The algorithm will find the hyperplane that best separates the classes of the target variable by training a set of n observation of the features. Each observation is a pair of the p-dimensional vector of features (x1, x2, x3, …, xp) and the class yi which is the label.
Usually the classes of the target variable are defined as +1 and -1, where each of these classes has their own meaning (negative vs positive, spam vs non-spam, malign vs benign).
When yi = 1, it implies that the sample with the feature vector xi belongs to class 1 and if yi = −1, it implies that the sample belongs to class -1.
The +1 class could be “non-spam” or “positive” sentiment and the class -1 could be “spam” and “negative” sentiment. Depending on which side of the hyperplane a new observation is located on, we assign it a particular class (-1, +1).
Deriving the hyperplane
The dimension of the hyperplane depends on the number of features. If the number of input features is two (R2), the hyperplane can be drawn as a line. If the number of input features is three, then the hyperplane becomes a two dimensional plane.
In order to optimize the hyperplane or the separation boundary between the two classes there are two important concepts that need to be described. These are the concepts of Maximal Margin Hyperplane (MMH) and the Maximal Margin Classifier (MMC).
Maximal Margin Hyperplane
The classes of a target variable can be well segregated by more than one hyperplane as we can observe in the figure below.
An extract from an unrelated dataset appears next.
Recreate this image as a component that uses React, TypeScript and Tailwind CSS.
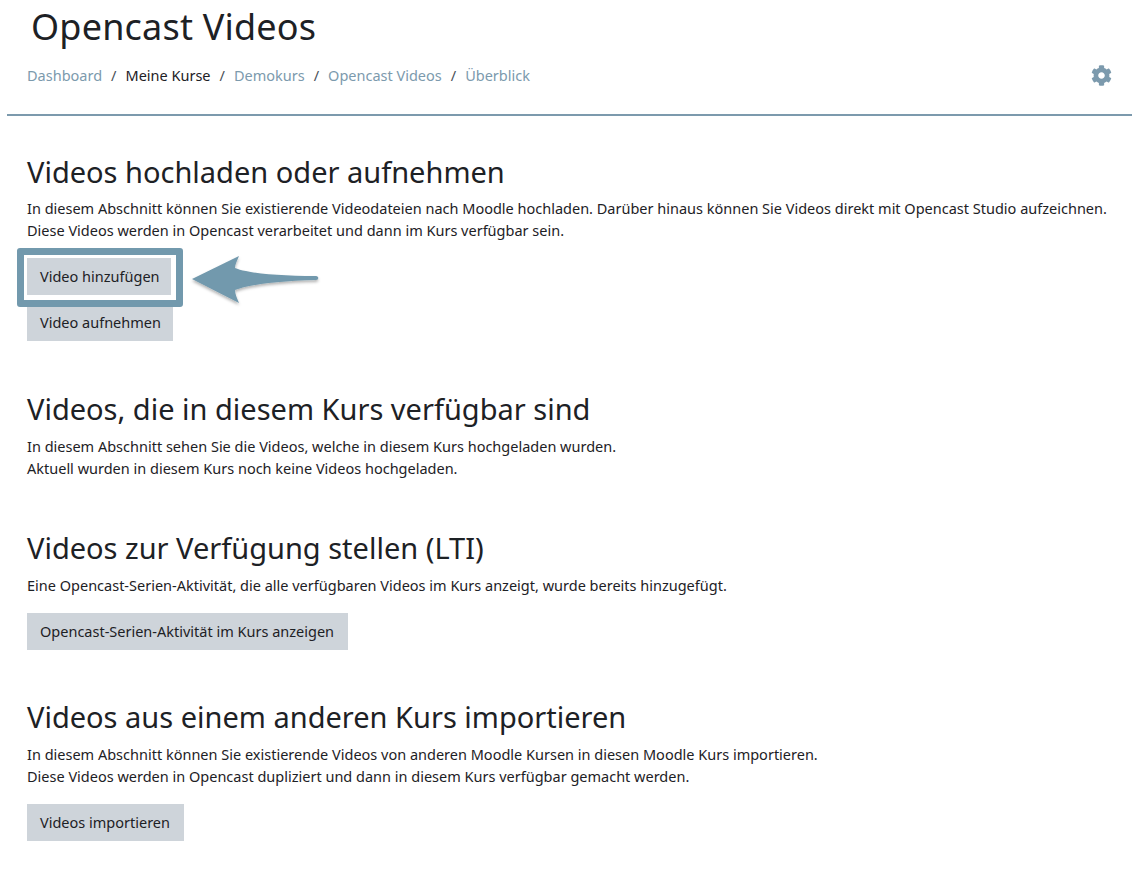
import { FaCog } from "react-icons/fa";

const crumbs = [
  { label: "Dashboard", link: true },
  { label: "Meine Kurse", link: false },
  { label: "Demokurs", link: true },
  { label: "Opencast Videos", link: true },
  { label: "Überblick", link: true },
];

function GrayButton({ label, width = "" }: { label: string; width?: string }) {
  return (
    <button className={`block h-[37px] bg-[#ced4da] px-[13px] text-left text-[14.5px] leading-[37px] text-[#1d2125] whitespace-nowrap ${width}`}>
      {label}
    </button>
  );
}

function Section({ title, children }: { title: string; children: React.ReactNode }) {
  return (
    <section>
      <h3 className="text-[29px] leading-[36px] text-[#1d2125]">{title}</h3>
      {children}
    </section>
  );
}

export default function App() {
  return (
    <div className="w-[1141px] h-[872px] overflow-hidden bg-white font-['Noto_Sans',sans-serif] text-[14.5px] leading-[22px] text-[#1d2125]">
      <header className="ml-[7px] mr-[9px] h-[116px] border-b-2 border-[#7c9aad] pt-[5px]">
        <h1 className="ml-[24px] text-[36px] leading-[44px] text-[#1d2125] tracking-[0.2px]">Opencast Videos</h1>
        <div className="mt-[15px] ml-[20px] mr-[20px] flex items-center justify-between">
          <nav className="flex items-center text-[14.5px] leading-[22px]">
            {crumbs.map((c, i) => (
              <span key={c.label} className="flex items-center">
                {i > 0 && <span className="mx-[9px] text-[#495057]">/</span>}
                <span className={c.link ? "text-[#7c9aad]" : "text-[#1d2125]"}>{c.label}</span>
              </span>
            ))}
          </nav>
          <FaCog className="h-[21px] w-[21px] text-[#7c9aad]" />
        </div>
      </header>

      <main className="px-[27px] pt-[38px]">
        <Section title="Videos hochladen oder aufnehmen">
          <p className="mt-[7px] whitespace-nowrap">
            In diesem Abschnitt können Sie existierende Videodateien nach Moodle hochladen. Darüber hinaus können Sie Videos direkt mit Opencast Studio aufzeichnen.
            <br />
            Diese Videos werden in Opencast verarbeitet und dann im Kurs verfügbar sein.
          </p>
          <div className="relative mt-[17px] flex flex-col items-start gap-[9px]">
            <GrayButton label="Video hinzufügen" width="w-[144px]" />
            <GrayButton label="Video aufnehmen" width="w-[146px]" />
            {/* highlight frame and arrow drawn over the page */}
            <div className="absolute left-[-10px] top-[-10px] h-[59px] w-[166px] rounded-[3px] border-[7px] border-[#7299ad]" />
            <svg className="absolute left-[160px] top-[-5px]" width="135" height="55" viewBox="0 0 135 55">
              <defs>
                <filter id="arrowShadow" x="-10%" y="-20%" width="120%" height="150%">
                  <feDropShadow dx="0" dy="2" stdDeviation="1.5" floodColor="#000" floodOpacity="0.3" />
                </filter>
              </defs>
              <path
                d="M5 26 L52 3 C50 8 48 11 48 15 C60 20 90 23 129 23 C132 23 132 27 129 27 C90 28 60 32 48 37 C48 41 50 45 52 50 Z"
                fill="#7299ad"
                filter="url(#arrowShadow)"
              />
            </svg>
          </div>
        </Section>

        <div className="mt-[50px]">
          <Section title="Videos, die in diesem Kurs verfügbar sind">
            <p className="mt-[8px]">
              In diesem Abschnitt sehen Sie die Videos, welche in diesem Kurs hochgeladen wurden.
              <br />
              Aktuell wurden in diesem Kurs noch keine Videos hochgeladen.
            </p>
          </Section>
        </div>

        <div className="mt-[51px]">
          <Section title="Videos zur Verfügung stellen (LTI)">
            <p className="mt-[8px]">
              Eine Opencast-Serien-Aktivität, die alle verfügbaren Videos im Kurs anzeigt, wurde bereits hinzugefügt.
            </p>
            <div className="mt-[17px]">
              <GrayButton label="Opencast-Serien-Aktivität im Kurs anzeigen" width="w-[321px]" />
            </div>
          </Section>
        </div>

        <div className="mt-[49px]">
          <Section title="Videos aus einem anderen Kurs importieren">
            <p className="mt-[8px]">
              In diesem Abschnitt können Sie existierende Videos von anderen Moodle Kursen in diesen Moodle Kurs importieren.
              <br />
              Diese Videos werden in Opencast dupliziert und dann in diesem Kurs verfügbar gemacht werden.
            </p>
            <div className="mt-[17px]">
              <GrayButton label="Videos importieren" width="w-[157px]" />
            </div>
          </Section>
        </div>
      </main>
    </div>
  );
}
However, we should select the hyperplane with the maximum distance between the nearest observations data points and the hyperplane, and this condition is achieved by the Maximal Margin Hyperplane.
Therefore, maximizing the distance between the nearest points of each class and the hyperplane would result in an optimal separating hyperplane.
The continuous grey line in the above figure is the Maximal Margin hyperplane, as is the hyperplane that maximizes the distance between it and the nearest data points of the two classes. To find the Maximal Margin Hyperplane, it is necessary to compute the perpendicular distance from each of the training observations xi for a given separating hyperplane.
The smallest perpendicular distance to a training observation from the hyperplane is known as the margin. The Maximum Margin Hyperplane is the separating hyperplane where the margin is the largest.
Support Vector machine handles situations of non-linear relations in the data by using a kernel function which map the data into a higher dimensional space where a linear hyperplane can be used to separate classes.
If the data can’t be separated by linear discrimination, it is possible to use some trick to project the data in a higher dimension and apply a linear hyperplane. The figure below shows a scenario where the data cannot be separated using a linear hyperplane:
In situations such as in this figure, Support Vector Machines algorithm becomes extremely powerful because using the kernel trick technique they can project the data into a higher-dimensional space and thereby we’re able to fit nonlinear relationships with a linear classifier.
Making a transformation of the space, and adding one more dimension to the data, will allow the data to be linearly separable. The following plot shows how the previous classes can be linearly separated with the increment of the dimension of the space from 2 dimensions to 3 dimensions.
The kernel trick represent a real strength in the Support Vector Machine algorithm as we can solve non-linear classification problems with efficiency.
Support Vector Machine Python – Parameter Tuning
The Support Vector Machine algorithm can be fit with the scikit learn library from python which provides a straightforward method to use this algorithm. It is possible to parametrize and tune important parameters of the algorithm that are explained below:
- Kernel: (string) select the type of hyperplane used to separate the data. The options are “linear”, “rbf”, “poly”. “linear” will use a linear hyperplane whereas “rbf” and “poly” uses a non-linear hyperplane. The default argument is “rbf”.
- Gamma: (float) is a parameter for non-linear hyperplanes. The higher the gamma value more precisely it tries to fit the training data set. Default argument is “auto” which uses 1 / n_features. Low gamma value means to consider far away point when deciding the decision boundary.
- C: (float) is the penalty parameter of the error term. It regulates overfitting by controlling the trade-off between smooth decision boundary and classifying the training points correctly. Greater values of C lead to overfitting to the training data.
- Degree: (integer) is a parameter used when kernel is set to “poly”. It is the degree of the polynomial used to find the hyperplane to split the data. The default value is 3. Using degree=1 is the same as using “linear” kernel.